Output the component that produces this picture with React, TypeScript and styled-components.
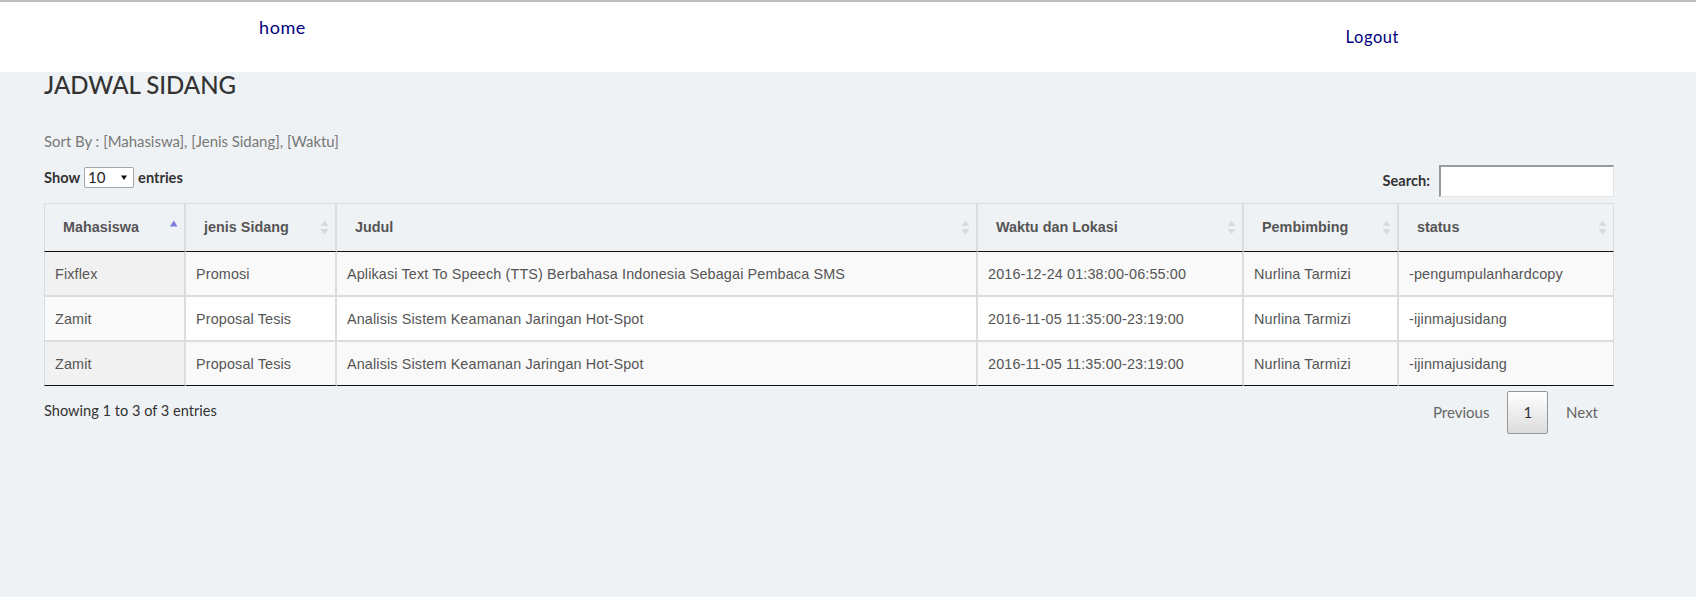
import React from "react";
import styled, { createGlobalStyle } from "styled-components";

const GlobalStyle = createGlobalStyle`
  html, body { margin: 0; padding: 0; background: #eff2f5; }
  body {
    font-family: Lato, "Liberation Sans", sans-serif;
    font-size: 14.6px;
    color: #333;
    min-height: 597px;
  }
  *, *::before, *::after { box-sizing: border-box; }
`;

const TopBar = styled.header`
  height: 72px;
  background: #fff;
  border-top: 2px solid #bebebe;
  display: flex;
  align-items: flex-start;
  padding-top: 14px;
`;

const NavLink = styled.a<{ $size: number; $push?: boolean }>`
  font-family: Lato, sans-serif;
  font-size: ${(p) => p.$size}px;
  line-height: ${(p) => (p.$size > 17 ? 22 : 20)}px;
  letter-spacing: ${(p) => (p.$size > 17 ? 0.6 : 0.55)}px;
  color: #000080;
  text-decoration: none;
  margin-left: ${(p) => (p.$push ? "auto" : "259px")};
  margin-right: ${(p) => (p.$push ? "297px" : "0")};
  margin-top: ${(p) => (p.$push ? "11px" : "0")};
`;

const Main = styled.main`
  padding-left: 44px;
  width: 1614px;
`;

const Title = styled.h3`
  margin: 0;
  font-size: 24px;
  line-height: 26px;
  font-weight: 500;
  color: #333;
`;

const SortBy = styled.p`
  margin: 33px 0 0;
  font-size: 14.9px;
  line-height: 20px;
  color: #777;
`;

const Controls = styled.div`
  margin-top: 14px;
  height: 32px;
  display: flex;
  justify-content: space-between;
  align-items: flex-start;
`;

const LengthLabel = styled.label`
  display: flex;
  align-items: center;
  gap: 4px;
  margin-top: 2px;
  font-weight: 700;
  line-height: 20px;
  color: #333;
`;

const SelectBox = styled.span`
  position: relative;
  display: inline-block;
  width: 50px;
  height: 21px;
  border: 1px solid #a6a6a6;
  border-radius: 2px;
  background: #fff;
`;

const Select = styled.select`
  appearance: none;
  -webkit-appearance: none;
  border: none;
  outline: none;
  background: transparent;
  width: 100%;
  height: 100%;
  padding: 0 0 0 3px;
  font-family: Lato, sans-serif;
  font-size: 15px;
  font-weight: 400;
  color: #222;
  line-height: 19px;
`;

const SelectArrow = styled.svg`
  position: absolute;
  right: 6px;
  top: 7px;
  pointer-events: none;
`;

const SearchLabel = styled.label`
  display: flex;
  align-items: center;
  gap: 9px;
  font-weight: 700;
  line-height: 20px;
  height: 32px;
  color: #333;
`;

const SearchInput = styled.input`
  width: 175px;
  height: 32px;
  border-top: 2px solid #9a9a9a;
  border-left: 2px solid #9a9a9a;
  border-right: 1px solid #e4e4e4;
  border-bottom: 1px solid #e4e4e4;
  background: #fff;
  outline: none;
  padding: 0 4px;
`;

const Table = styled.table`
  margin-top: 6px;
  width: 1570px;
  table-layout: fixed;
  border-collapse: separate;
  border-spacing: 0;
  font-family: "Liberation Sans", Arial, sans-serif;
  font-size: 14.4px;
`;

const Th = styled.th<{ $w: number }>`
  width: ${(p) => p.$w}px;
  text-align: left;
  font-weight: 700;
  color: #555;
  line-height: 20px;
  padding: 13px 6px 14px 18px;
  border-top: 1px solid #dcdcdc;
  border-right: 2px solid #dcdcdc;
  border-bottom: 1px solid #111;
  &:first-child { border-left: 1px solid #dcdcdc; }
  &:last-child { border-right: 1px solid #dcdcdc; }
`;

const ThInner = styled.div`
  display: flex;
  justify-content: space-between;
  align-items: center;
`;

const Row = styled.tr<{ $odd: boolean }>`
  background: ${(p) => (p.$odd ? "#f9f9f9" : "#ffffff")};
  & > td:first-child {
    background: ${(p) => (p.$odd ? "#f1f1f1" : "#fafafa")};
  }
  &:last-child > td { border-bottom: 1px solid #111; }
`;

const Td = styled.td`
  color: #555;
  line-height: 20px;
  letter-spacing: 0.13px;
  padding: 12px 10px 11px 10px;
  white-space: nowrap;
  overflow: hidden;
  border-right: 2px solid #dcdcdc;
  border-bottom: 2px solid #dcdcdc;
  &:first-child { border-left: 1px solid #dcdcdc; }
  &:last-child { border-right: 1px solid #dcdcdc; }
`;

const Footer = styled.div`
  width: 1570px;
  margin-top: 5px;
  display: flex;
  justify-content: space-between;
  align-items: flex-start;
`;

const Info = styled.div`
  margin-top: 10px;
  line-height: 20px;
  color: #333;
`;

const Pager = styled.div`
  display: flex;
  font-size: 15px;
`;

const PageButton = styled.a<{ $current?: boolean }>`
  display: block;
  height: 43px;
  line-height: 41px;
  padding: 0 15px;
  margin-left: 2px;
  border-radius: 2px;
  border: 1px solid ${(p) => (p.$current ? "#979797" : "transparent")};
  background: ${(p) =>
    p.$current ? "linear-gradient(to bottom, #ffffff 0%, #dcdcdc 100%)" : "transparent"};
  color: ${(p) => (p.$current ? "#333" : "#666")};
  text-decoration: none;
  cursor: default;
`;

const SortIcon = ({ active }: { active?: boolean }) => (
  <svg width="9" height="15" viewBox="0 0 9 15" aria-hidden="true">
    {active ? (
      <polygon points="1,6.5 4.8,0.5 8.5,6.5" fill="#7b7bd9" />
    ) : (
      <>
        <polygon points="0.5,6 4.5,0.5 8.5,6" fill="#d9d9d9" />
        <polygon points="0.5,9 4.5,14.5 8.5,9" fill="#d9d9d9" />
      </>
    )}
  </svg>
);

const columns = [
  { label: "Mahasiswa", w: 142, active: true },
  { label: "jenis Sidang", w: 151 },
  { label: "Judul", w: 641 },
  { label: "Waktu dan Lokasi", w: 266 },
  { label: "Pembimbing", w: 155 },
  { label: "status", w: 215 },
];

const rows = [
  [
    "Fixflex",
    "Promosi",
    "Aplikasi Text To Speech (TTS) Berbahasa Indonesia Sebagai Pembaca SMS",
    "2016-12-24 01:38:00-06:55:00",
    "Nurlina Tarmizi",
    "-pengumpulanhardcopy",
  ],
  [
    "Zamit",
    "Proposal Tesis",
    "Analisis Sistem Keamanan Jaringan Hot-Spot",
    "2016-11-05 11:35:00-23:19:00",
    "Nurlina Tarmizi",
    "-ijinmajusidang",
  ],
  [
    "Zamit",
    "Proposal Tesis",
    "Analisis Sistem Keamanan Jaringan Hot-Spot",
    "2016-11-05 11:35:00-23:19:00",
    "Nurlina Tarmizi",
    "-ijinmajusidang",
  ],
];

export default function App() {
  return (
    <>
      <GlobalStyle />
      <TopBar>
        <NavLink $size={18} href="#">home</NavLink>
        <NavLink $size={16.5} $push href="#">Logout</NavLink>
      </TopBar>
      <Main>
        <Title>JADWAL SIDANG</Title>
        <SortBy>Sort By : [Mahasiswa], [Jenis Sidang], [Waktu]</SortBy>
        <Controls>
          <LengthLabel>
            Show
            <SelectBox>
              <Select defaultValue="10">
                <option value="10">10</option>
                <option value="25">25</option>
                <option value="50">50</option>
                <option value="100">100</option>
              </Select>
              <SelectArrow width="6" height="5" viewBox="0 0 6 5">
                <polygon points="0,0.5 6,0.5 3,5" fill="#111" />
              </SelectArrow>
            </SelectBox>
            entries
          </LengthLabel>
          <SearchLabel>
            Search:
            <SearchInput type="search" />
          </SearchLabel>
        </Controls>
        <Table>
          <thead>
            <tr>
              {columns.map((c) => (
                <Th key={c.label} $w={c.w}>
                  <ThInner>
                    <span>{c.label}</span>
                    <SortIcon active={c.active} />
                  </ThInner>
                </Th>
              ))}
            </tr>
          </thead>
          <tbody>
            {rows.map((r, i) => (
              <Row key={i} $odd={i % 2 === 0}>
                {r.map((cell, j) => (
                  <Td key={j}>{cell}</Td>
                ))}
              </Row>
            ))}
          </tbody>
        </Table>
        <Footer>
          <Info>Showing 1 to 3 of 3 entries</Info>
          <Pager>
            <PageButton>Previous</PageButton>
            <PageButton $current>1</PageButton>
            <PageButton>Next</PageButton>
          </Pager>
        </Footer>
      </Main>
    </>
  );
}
- - - - - - -
• Exercise instructions
Find the lines that include the string "components", then copy each of them.

• Task solution
Output the component that produces this picture with React, TypeScript and styled-components.
import styled, { createGlobalStyle } from "styled-components";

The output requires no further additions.